### Data shown
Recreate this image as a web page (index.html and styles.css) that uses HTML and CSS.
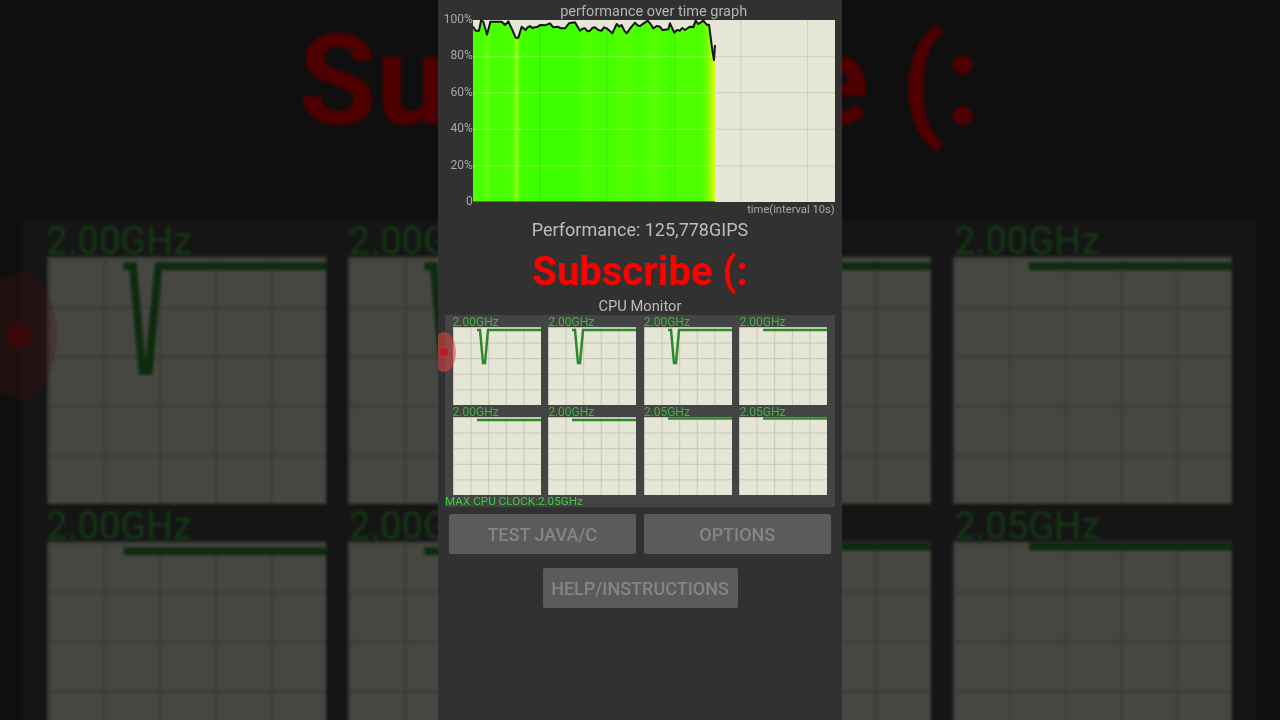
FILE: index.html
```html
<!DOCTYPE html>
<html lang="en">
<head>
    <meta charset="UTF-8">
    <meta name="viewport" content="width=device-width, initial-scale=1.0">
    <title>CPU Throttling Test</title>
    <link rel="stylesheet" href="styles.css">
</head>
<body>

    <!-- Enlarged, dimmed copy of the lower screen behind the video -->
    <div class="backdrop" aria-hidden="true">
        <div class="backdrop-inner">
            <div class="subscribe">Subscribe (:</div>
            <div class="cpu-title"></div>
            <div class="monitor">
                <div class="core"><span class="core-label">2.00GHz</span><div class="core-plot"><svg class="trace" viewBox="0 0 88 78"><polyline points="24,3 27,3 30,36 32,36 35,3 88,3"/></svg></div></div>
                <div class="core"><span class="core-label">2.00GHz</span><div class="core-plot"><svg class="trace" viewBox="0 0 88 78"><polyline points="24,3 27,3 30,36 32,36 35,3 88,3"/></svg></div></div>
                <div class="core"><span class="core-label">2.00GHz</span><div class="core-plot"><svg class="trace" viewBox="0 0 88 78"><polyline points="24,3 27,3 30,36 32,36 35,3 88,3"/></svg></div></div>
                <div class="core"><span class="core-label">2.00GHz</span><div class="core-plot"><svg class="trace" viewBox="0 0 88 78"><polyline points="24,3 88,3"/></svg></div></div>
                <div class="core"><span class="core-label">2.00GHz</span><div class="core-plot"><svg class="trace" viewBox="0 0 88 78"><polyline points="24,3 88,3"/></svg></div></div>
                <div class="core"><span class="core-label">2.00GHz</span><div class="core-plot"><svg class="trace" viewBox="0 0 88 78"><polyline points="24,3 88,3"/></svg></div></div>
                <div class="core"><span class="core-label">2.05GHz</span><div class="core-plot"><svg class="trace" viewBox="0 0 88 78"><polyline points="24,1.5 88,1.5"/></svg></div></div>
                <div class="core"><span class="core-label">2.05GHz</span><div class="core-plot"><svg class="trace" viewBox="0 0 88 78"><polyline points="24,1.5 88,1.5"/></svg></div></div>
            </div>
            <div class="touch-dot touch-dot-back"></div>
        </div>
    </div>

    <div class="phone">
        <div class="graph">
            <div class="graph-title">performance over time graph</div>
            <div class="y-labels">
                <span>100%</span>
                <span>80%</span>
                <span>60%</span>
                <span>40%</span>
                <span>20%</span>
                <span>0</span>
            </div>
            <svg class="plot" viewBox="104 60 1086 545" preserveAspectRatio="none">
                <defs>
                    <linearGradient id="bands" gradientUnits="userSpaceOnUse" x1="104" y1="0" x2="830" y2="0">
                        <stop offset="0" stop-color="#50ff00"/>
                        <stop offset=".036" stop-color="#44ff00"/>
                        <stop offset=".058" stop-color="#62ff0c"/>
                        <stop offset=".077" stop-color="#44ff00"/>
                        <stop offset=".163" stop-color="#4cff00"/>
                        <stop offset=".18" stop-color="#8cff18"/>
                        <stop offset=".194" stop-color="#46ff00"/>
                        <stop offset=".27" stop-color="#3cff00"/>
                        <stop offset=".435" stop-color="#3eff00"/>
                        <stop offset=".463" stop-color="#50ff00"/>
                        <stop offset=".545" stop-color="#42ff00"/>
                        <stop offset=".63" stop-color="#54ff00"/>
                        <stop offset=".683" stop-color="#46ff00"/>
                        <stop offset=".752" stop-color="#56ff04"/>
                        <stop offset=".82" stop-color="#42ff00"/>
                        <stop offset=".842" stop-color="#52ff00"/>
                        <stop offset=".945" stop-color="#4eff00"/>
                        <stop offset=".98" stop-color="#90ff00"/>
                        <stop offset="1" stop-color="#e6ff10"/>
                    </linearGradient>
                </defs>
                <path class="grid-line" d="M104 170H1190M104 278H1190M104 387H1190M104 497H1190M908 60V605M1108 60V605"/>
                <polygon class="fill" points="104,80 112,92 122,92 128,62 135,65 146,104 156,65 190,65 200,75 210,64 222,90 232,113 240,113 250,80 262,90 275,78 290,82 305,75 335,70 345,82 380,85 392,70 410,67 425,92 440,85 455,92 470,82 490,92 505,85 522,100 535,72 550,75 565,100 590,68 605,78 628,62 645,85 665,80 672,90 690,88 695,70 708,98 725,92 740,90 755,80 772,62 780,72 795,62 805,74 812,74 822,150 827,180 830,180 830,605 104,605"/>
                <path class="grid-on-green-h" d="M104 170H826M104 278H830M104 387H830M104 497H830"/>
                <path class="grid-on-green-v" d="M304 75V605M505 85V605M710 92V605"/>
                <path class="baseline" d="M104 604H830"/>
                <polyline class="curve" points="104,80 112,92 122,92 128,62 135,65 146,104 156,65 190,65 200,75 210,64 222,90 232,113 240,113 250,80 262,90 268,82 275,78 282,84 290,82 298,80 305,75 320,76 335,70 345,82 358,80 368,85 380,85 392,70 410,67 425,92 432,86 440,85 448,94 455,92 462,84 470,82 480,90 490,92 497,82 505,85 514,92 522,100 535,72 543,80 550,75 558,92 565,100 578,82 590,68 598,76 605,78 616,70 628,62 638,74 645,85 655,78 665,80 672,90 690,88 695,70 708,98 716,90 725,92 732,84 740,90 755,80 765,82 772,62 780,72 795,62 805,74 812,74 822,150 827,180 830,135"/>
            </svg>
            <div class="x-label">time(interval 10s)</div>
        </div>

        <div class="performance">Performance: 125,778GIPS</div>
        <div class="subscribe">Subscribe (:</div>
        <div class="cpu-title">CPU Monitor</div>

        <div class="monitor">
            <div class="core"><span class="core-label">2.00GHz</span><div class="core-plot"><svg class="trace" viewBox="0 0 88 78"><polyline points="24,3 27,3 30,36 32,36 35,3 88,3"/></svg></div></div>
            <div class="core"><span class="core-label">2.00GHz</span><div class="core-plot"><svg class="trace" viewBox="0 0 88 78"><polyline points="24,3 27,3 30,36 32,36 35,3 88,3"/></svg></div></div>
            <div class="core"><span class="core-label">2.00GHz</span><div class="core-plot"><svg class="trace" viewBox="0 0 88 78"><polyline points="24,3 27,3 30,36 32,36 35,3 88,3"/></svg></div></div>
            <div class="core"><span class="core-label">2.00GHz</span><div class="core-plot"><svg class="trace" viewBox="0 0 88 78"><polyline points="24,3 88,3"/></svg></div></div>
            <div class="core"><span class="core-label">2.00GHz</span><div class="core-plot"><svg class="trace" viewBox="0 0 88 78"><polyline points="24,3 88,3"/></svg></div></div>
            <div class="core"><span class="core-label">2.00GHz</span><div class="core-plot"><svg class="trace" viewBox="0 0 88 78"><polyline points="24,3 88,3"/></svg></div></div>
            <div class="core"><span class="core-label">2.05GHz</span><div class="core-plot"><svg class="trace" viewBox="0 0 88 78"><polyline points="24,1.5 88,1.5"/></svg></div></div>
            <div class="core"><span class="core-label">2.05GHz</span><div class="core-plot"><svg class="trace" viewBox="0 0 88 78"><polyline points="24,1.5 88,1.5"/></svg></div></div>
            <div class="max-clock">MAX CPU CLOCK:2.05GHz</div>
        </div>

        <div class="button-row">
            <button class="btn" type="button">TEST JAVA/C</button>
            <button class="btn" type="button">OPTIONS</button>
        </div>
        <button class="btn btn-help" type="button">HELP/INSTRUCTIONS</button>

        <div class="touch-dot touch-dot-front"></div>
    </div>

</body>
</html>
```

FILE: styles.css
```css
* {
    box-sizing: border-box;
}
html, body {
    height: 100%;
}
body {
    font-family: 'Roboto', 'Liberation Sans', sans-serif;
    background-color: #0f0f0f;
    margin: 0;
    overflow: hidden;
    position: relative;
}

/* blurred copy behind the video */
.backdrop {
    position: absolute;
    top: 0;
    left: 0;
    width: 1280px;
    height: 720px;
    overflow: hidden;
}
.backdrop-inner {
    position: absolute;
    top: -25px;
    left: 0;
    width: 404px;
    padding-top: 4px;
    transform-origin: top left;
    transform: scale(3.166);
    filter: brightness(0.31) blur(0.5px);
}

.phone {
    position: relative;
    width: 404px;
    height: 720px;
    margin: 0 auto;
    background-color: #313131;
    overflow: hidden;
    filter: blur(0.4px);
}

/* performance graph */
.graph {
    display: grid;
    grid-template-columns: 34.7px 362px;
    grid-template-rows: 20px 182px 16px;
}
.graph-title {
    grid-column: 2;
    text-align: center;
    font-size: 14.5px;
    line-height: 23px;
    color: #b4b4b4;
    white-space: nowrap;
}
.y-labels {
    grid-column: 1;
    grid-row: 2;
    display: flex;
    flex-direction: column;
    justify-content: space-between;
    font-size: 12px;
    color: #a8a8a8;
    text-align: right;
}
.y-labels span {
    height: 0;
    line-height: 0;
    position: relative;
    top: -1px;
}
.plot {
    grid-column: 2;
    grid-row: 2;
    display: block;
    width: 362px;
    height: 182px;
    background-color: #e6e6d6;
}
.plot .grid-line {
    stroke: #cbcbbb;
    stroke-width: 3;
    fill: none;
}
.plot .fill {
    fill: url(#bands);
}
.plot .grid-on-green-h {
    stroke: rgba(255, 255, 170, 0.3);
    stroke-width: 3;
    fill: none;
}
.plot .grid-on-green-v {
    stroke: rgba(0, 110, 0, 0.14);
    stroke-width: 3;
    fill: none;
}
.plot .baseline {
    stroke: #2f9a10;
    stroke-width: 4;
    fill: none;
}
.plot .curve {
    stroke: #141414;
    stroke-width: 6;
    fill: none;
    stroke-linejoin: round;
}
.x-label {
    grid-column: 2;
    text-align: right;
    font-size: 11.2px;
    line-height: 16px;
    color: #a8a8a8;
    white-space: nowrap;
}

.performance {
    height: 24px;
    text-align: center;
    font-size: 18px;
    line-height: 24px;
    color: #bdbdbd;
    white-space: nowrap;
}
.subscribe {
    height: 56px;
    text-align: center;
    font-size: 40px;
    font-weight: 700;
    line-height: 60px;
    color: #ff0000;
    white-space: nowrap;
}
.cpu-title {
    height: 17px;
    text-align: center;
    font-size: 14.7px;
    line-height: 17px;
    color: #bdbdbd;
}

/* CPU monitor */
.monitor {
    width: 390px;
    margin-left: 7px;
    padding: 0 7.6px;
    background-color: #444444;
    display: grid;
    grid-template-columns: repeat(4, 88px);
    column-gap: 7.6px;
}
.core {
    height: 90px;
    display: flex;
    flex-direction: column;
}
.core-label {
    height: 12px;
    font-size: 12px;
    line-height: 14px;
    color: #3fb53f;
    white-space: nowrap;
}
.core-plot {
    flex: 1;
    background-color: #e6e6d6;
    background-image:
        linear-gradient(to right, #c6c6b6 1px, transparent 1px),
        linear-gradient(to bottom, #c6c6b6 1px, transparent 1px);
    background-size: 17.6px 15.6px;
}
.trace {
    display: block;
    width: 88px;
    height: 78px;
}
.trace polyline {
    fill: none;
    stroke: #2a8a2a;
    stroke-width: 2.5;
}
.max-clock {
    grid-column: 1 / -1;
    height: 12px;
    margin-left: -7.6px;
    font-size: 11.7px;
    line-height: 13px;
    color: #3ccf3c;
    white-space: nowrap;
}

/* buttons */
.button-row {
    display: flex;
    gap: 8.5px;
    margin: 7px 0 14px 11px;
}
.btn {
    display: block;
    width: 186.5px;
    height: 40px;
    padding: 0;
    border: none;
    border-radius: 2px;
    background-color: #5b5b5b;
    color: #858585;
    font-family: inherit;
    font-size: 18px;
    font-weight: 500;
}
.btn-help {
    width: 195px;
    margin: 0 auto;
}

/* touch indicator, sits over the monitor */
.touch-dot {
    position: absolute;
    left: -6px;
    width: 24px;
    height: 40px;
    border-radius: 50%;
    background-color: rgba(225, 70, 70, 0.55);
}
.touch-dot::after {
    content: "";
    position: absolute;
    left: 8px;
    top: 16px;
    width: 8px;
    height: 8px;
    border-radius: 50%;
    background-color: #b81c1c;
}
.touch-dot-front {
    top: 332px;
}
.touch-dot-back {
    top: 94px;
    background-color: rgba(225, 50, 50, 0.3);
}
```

### Problem details
Working from the listing above, pick out every line that has "index" and copy it.

### The response
Recreate this image as a web page (index.html and styles.css) that uses HTML and CSS.
FILE: index.html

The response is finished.